Amebo News : Face to face with death

boko-destroyed 
• How we escaped bullets during Boko Haram night attack on Catholic seminary school

Their accounts can move even the stone-hearted to tears. The 300 students and teachers of Maiduguri Diocese of St Joseph Catholic Minor Seminary School have seen death with the horrendous bombing and shooting in their school recently by Boko Haram insurgents, but they are alive to tell the story. Two guards in the school were not so lucky. They were killed by the mindless attackers.
Face to face with the rampaging Boko Haram who invaded their school at Shuwa, Michika Local
Government of Adamawa State in the night while studying in their preparatory classes, the students were compelled to jump the perimeter fence of the school and escaped into the nearby bushes. But their escape turned out to be an excruciating experience. “We were like walking in the shadow of death,” one of the students, Charles Aji told Sunday Sun.
“It was just few days after Boko Haram attacked the Federal Government College, Buni Yadi and slaughtered many students there,” Charles began his narration. “We were in preps classes when we started hearing gunshots. Then, our Vice Rector, Fr Joshua Ijah gathered us in a place and prayed for us and quickly told us we had to flee the school as Boko Haram were coming. Everybody was terrified. What of if they intercepted us while running or open fire on us in the bush? Many of us had asked, but there was no time for answer. Our vice just yelled at us saying, ‘Just run for your lives because time is running out. God will protect you.” He said time was indeed running out as any delay could be more dangerous and catastrophic.
“We jumped fences because we feared Boko Haram may already be at the gate. It was very dark outside there but we kept moving into the bush, though not sure of our safety. After sometime, we separated ourselves into different groups, some followed the vice rector and others followed some staff. We laid in the bush till daybreak in fear as our school was on fire while the Boko Haram were shooting,” he explained.
The 16-year-old boy said he would always remember his 10-hour experience in the dark, lonely and frightening bush. “We were just there hoping God spares our lives to see the break of the day,” he said.
Boko Haram had late February attacked Izge, a community located south of Borno and near Shuwa, the site of St. Joseph Catholic Minor Seminary School in the neighbouring Adamawa State. Two days later, the insurgents appeared at the seminary school to unleash more terror. “They burnt down the school and killed two guards attached to the Priest’s House,” a tutor in the school, Mr Jacob Julius who also survived the attack, disclosed.
Jacob said they were alerted by Shuwa residents about the invasion of Boko Haram insurgents, adding that the information helped the school authority to plan ways of evacuating the students and staff, hence the school would have lost hundreds of its students. “We heard sporadic gunshots and these shots were very close to the school. We were also hearing people screaming, shouting and it was then we knew there was problem and we had to plan how to escape before it is too late,” he explained.

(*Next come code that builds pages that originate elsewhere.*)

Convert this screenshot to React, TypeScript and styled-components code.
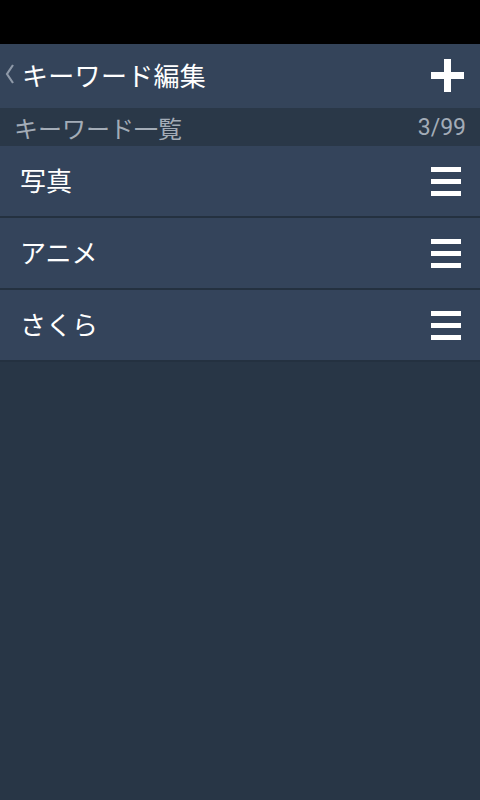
import React from "react";
import styled, { createGlobalStyle } from "styled-components";

const Global = createGlobalStyle`
  html, body { margin: 0; padding: 0; background: #283646; }
  body { font-family: "Roboto", "Noto Sans CJK JP", sans-serif; }
`;

const Screen = styled.div`
  width: 480px;
  height: 800px;
  display: flex;
  flex-direction: column;
  background: #283646;
  overflow: hidden;
`;

const StatusBar = styled.div`
  height: 44px;
  background: #000;
  flex-shrink: 0;
`;

const Header = styled.div`
  height: 64px;
  background: #34445a;
  display: flex;
  align-items: center;
  padding: 0 16px 0 4px;
  box-sizing: border-box;
`;

const Back = styled.svg`
  width: 18px;
  height: 24px;
  margin-top: -4px;
`;

const Title = styled.h1`
  margin: -4px 0 0;
  flex: 1;
  color: #ffffff;
  font-size: 26px;
  font-weight: 400;
  font-family: "Roboto", "Noto Sans CJK JP", sans-serif;
  letter-spacing: 0.3px;
`;

const Plus = styled.svg`
  width: 33px;
  height: 33px;
  margin-top: -2px;
`;

const SubHeader = styled.div`
  height: 38px;
  background: #2a3848;
  display: flex;
  align-items: center;
  justify-content: space-between;
  padding: 0 14px;
  color: #a3acb7;
  font-size: 24px;
`;

const Count = styled.span`
  font-family: "Roboto", sans-serif;
  font-size: 23px;
`;

const List = styled.div`
  display: flex;
  flex-direction: column;
`;

const Row = styled.div`
  height: 70px;
  background: #34445b;
  display: flex;
  align-items: center;
  justify-content: space-between;
  padding: 0 19px 0 20px;
  border-bottom: 2px solid #243140;
  box-sizing: content-box;
  color: #fff;
  font-size: 26px;
`;

const Label = styled.span`
  margin-top: -4px;
`;

const Handle = styled.div`
  width: 30px;
  display: flex;
  flex-direction: column;
  gap: 7px;
  margin-top: 1px;
`;

const Bar = styled.div`
  height: 5px;
  background: #ffffff;
`;

const items = ["写真", "アニメ", "さくら"];

export default function App() {
  return (
    <>
      <Global />
      <Screen>
        <StatusBar />
        <Header>
          <Back viewBox="0 0 18 24">
            <polyline
              points="9,3 3,12 9,21"
              fill="none"
              stroke="#8e99a8"
              strokeWidth="2.2"
              strokeLinejoin="miter"
            />
          </Back>
          <Title>キーワード編集</Title>
          <Plus viewBox="0 0 33 33">
            <rect x="0" y="13" width="33" height="7" fill="#fff" />
            <rect x="13" y="0" width="7" height="33" fill="#fff" />
          </Plus>
        </Header>
        <SubHeader>
          <span>キーワード一覧</span>
          <Count>3/99</Count>
        </SubHeader>
        <List>
          {items.map((t) => (
            <Row key={t}>
              <Label>{t}</Label>
              <Handle>
                <Bar />
                <Bar />
                <Bar />
              </Handle>
            </Row>
          ))}
        </List>
      </Screen>
    </>
  );
}
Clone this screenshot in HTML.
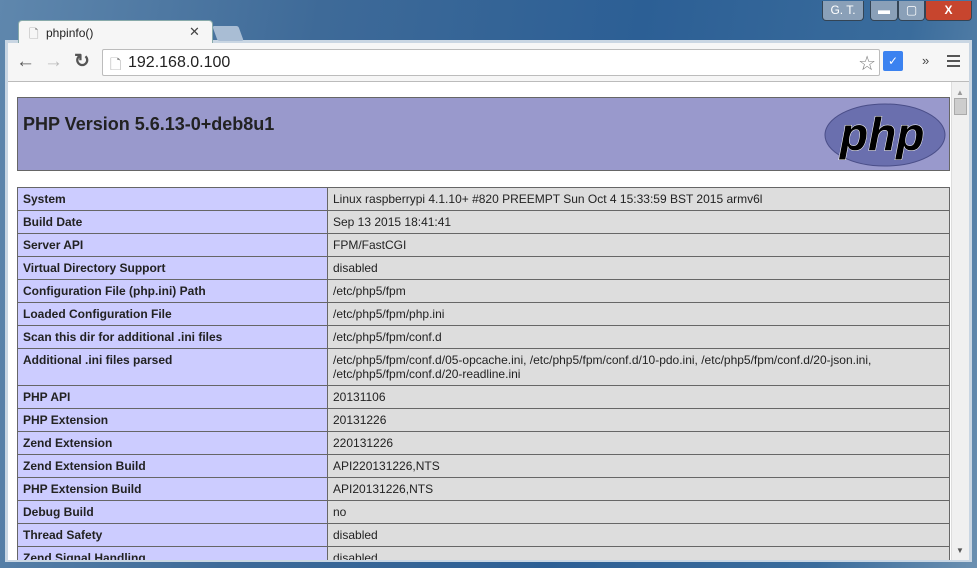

He, however, said the fear of Boko Haram tracing them into the bush almost snuffed life out of many of them. “Each movement we heard, maybe, from insects or animals in the bush, was like Boko Haram were near us. Many students were panting, it was a harrowing experience, which words cannot capture. Such experience could cause older persons emotional imbalance or hypertension,” he stated.
Jacob disclosed that the insurgents conscripted a physically-challenged teacher to lead them to all the structures within the premises. He said they had wanted to kill the teacher after setting the school ablaze but the plea from one of the insurgents saved the cripple.
“One of our teachers, a cripple, could not flee when others were running because of his condition. So when the people came, they questioned him about the whereabouts of the students and teachers but he lied to them he was a visitor. They then conscripted him and pushed him in his wheel chair to lead them to all the structures in the premises. After setting fire on all the buildings, one of them ordered that the teacher be shot but another pleaded he should be left alone having assisted them do their work in the school. That was how they left him,” he said.
Sunday Sun gathered that the authority of the institution had already shut down the seminary to prevent further attack. Bishop of Maiduguri Diocese of the Catholic Church, Oliver Dashe Doeme, said Borno, Yobe and the northern part of Adamawa states were under the ecclesiastical jurisdiction of Maiduguri Diocese. He said the school would have lost “many bright future of Nigeria” like in the Buni-Yadi incident, had the authority not evacuated the students and staff. He expressed worry over the spate of Boko Haram attacks in the area, stressing that the development called for concern.